## start DATA EXTRACT
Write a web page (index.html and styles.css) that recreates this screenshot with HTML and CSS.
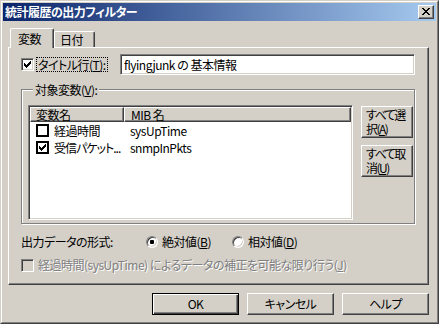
FILE: index.html
```html
<!DOCTYPE html>
<html lang="ja">
<head>
<meta charset="utf-8">
<title>統計履歴の出力フィルター</title>
<link rel="stylesheet" href="styles.css">
</head>
<body>
<div class="window">
  <div class="window-inner">
    <div class="titlebar">
      <span class="title">統計履歴の出力フィルター</span>
      <div class="close">
        <svg width="8" height="7" viewBox="0 0 8 7"><path d="M0 0h2v1H0zM6 0h2v1H6zM1 1h2v1H1zM5 1h2v1H5zM2 2h4v1H2zM3 3h2v1H3zM2 4h4v1H2zM1 5h2v1H1zM5 5h2v1H5zM0 6h2v1H0zM6 6h2v1H6z"/></svg>
      </div>
    </div>
    <div class="content">
      <div class="tabs">
        <div class="tab active">変数</div>
        <div class="tab">日付</div>
      </div>
      <div class="panel">
        <div class="title-row">
          <span class="check">
            <svg width="7" height="7" viewBox="0 0 7 7"><path d="M0 2h1v3H0zM1 3h1v3H1zM2 4h1v3H2zM3 3h1v3H3zM4 2h1v3H4zM5 1h1v3H5zM6 0h1v3H6z"/></svg>
          </span>
          <span class="focus">タイトル行(<u>T</u>):</span>
          <div class="textfield">flyingjunk の 基本情報</div>
        </div>
        <div class="group">
          <span class="group-label">対象変数(<u>V</u>):</span>
          <div class="group-body">
            <div class="listview">
              <div class="lv-header">
                <div class="hcell c1">変数名</div>
                <div class="hcell c2">MIB 名</div>
              </div>
              <div class="lv-row">
                <div class="cell c1"><span class="lvcheck"></span><span class="name">経過時間</span></div>
                <div class="cell c2">sysUpTime</div>
              </div>
              <div class="lv-row">
                <div class="cell c1"><span class="lvcheck"><svg width="7" height="7" viewBox="0 0 7 7"><path d="M0 2h1v3H0zM1 3h1v3H1zM2 4h1v3H2zM3 3h1v3H3zM4 2h1v3H4zM5 1h1v3H5zM6 0h1v3H6z"/></svg></span><span class="name trunc">受信パケット...</span></div>
                <div class="cell c2">snmpInPkts</div>
              </div>
            </div>
            <div class="side-buttons">
              <div class="btn side"><span class="line">すべて選</span><span class="line">択(<u>A</u>)</span></div>
              <div class="btn side"><span class="line">すべて取</span><span class="line">消(<u>U</u>)</span></div>
            </div>
          </div>
        </div>
        <div class="format-row">
          <span class="format-label">出力データの形式:</span>
          <span class="radio-item first"><span class="radio"><span class="dot"></span></span><span>絶対値(<u>B</u>)</span></span>
          <span class="radio-item"><span class="radio"></span><span>相対値(<u>D</u>)</span></span>
        </div>
        <div class="disabled-row">
          <span class="check disabled"></span>
          <span class="disabled-text">経過時間(sysUpTime) によるデータの補正を可能な限り行う(<u>J</u>)</span>
        </div>
      </div>
      <div class="footer">
        <div class="btn default">OK</div>
        <div class="btn">キャンセル</div>
        <div class="btn">ヘルプ</div>
      </div>
    </div>
  </div>
</div>
</body>
</html>
```
FILE: styles.css
```css
* { box-sizing: border-box; }
html, body { margin: 0; padding: 0; background: #D4D0C8; }
body {
  font-family: "Noto Sans CJK JP", "Liberation Sans", sans-serif;
  font-size: 12px;
  line-height: 14px;
  letter-spacing: -0.5px;
  color: #000;
  font-feature-settings: "palt" 1;
}
u { text-decoration: underline; text-underline-offset: 1px; }

.window {
  width: 439px;
  height: 324px;
  border: 1px solid;
  border-color: #D4D0C8 #404040 #404040 #D4D0C8;
}
.window-inner {
  height: 100%;
  border: 1px solid;
  border-color: #fff #808080 #808080 #fff;
  padding: 1px;
  display: flex;
  flex-direction: column;
}
.titlebar {
  height: 18px;
  flex: none;
  background: linear-gradient(to right, #0A246A, #A6CAF0);
  display: flex;
  align-items: center;
  padding: 0 2px 0 2px;
}
.title {
  flex: 1;
  color: #fff;
  font-weight: bold;
  white-space: nowrap;
}
.close {
  width: 16px;
  height: 14px;
  background: #D4D0C8;
  border: 1px solid;
  border-color: #fff #404040 #404040 #fff;
  box-shadow: inset -1px -1px #808080;
  display: flex;
  align-items: flex-start;
  justify-content: flex-start;
  padding: 2px 0 0 3px;
}
.close svg { display: block; }

.content {
  padding: 7px 7px 0 5px;
  display: flex;
  flex-direction: column;
}
.tabs {
  height: 19px;
  display: flex;
  align-items: flex-end;
}
.tab {
  height: 16px;
  width: 41px;
  padding-left: 5px;
  display: flex;
  align-items: center;
  background: #D4D0C8;
  border-top: 1px solid #fff;
  border-left: 1px solid #fff;
  border-right: 1px solid #404040;
  box-shadow: inset -1px 0 #808080;
  border-top-left-radius: 2px;
  border-top-right-radius: 2px;
}
.tab.active {
  height: 20px;
  width: 44px;
  margin-left: 2px;
  padding-left: 7px;
  margin-bottom: -1px;
  position: relative;
  z-index: 1;
}

.panel {
  height: 238px;
  border: 1px solid;
  border-color: #fff #404040 #404040 #fff;
  box-shadow: inset -1px -1px #808080;
  padding: 6px 13px 0 12px;
  display: flex;
  flex-direction: column;
}
.title-row {
  height: 21px;
  display: flex;
  align-items: center;
}
.check {
  width: 13px;
  height: 13px;
  flex: none;
  background: #fff;
  border: 1px solid;
  border-color: #808080 #fff #fff #808080;
  box-shadow: inset 1px 1px #404040, inset -1px -1px #D4D0C8;
  padding: 2px 0 0 2px;
}
.check svg, .lvcheck svg { display: block; }
.check.disabled { background: #D4D0C8; }
.focus {
  margin-left: 2px;
  border: 1px dotted #000;
  padding: 0 1px;
  line-height: 13px;
  white-space: nowrap;
}
.textfield {
  margin-left: auto;
  width: 295px;
  height: 21px;
  background: #fff;
  border: 1px solid;
  border-color: #808080 #fff #fff #808080;
  box-shadow: inset 1px 1px #404040, inset -1px -1px #D4D0C8;
  padding: 0 3px;
  display: flex;
  align-items: center;
  white-space: nowrap;
}

.group {
  margin-top: 14px;
  height: 135px;
  border: 1px solid #808080;
  box-shadow: inset 1px 1px #fff, 1px 1px #fff;
  padding: 0 0 0 6px;
  display: flex;
  flex-direction: column;
}
.group-label {
  align-self: flex-start;
  margin-top: -7px;
  margin-left: 5px;
  margin-bottom: 8px;
  padding: 0 2px;
  background: #D4D0C8;
  white-space: nowrap;
}
.group-body {
  display: flex;
  align-items: flex-start;
}
.listview {
  width: 325px;
  height: 115px;
  background: #fff;
  border: 1px solid;
  border-color: #808080 #fff #fff #808080;
  box-shadow: inset 1px 1px #404040, inset -1px -1px #D4D0C8;
  padding: 1px;
  display: flex;
  flex-direction: column;
}
.lv-header {
  height: 15px;
  display: flex;
  flex: none;
}
.hcell {
  height: 15px;
  background: #D4D0C8;
  border: 1px solid;
  border-color: #fff #404040 #404040 #fff;
  box-shadow: inset -1px -1px #808080;
  display: flex;
  align-items: center;
  white-space: nowrap;
}
.hcell.c1 { width: 94px; padding-left: 5px; }
.hcell.c2 { flex: 1; padding-left: 6px; }
.lv-row {
  height: 17px;
  display: flex;
  align-items: center;
}
.cell { white-space: nowrap; display: flex; align-items: center; }
.cell.c1 { width: 94px; padding-left: 6px; }
.cell.c2 { padding-left: 6px; }
.lvcheck {
  width: 13px;
  height: 13px;
  border: 2px solid #000;
  background: #fff;
  padding: 1px 0 0 1px;
  flex: none;
}
.name { margin-left: 5px; }
.name.trunc { letter-spacing: -1px; }

.side-buttons {
  margin-left: 8px;
  margin-top: 1px;
  display: flex;
  flex-direction: column;
  gap: 7px;
}
.btn {
  background: #D4D0C8;
  border: 1px solid;
  border-color: #fff #404040 #404040 #fff;
  box-shadow: inset -1px -1px #808080;
  display: flex;
  align-items: center;
  justify-content: center;
  white-space: nowrap;
}
.btn.side {
  width: 52px;
  height: 32px;
  flex-direction: column;
  align-items: flex-start;
  justify-content: flex-start;
  padding: 1px 0 0 4px;
  letter-spacing: -1.5px;
}
.line { display: block; height: 14px; line-height: 14px; }

.format-row {
  margin-top: 11px;
  height: 14px;
  display: flex;
  align-items: center;
}
.format-label { width: 125px; white-space: nowrap; }
.radio-item { display: flex; align-items: center; white-space: nowrap; }
.radio-item.first { width: 86px; }
.radio {
  width: 12px;
  height: 12px;
  border-radius: 50%;
  background: #fff;
  border: 1px solid;
  border-color: #808080 #fff #fff #808080;
  box-shadow: inset 1px 1px #404040, inset -1px -1px #D4D0C8;
  display: flex;
  align-items: center;
  justify-content: center;
  margin-right: 4px;
  flex: none;
}
.dot { width: 4px; height: 4px; border-radius: 1px; background: #000; }

.disabled-row {
  margin-top: 9px;
  height: 14px;
  display: flex;
  align-items: center;
}
.disabled-text {
  margin-left: 4px;
  color: #808080;
  text-shadow: 1px 1px #fff;
  white-space: nowrap;
}

.footer {
  margin-top: 8px;
  display: flex;
  justify-content: flex-end;
  gap: 8px;
}
.footer .btn { width: 87px; height: 22px; }
.footer .btn.default {
  border: 1px solid #000;
  box-shadow: inset 1px 1px #fff, inset -1px -1px #404040, inset -2px -2px #808080;
}
```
## end DATA EXTRACT
- [WHAT THE EXERCISE ASKS]
Scan the data above and copy every line with "index" in it.

- [CORRECT OUTPUT]
Write a web page (index.html and styles.css) that recreates this screenshot with HTML and CSS.
FILE: index.html
  z-index: 1;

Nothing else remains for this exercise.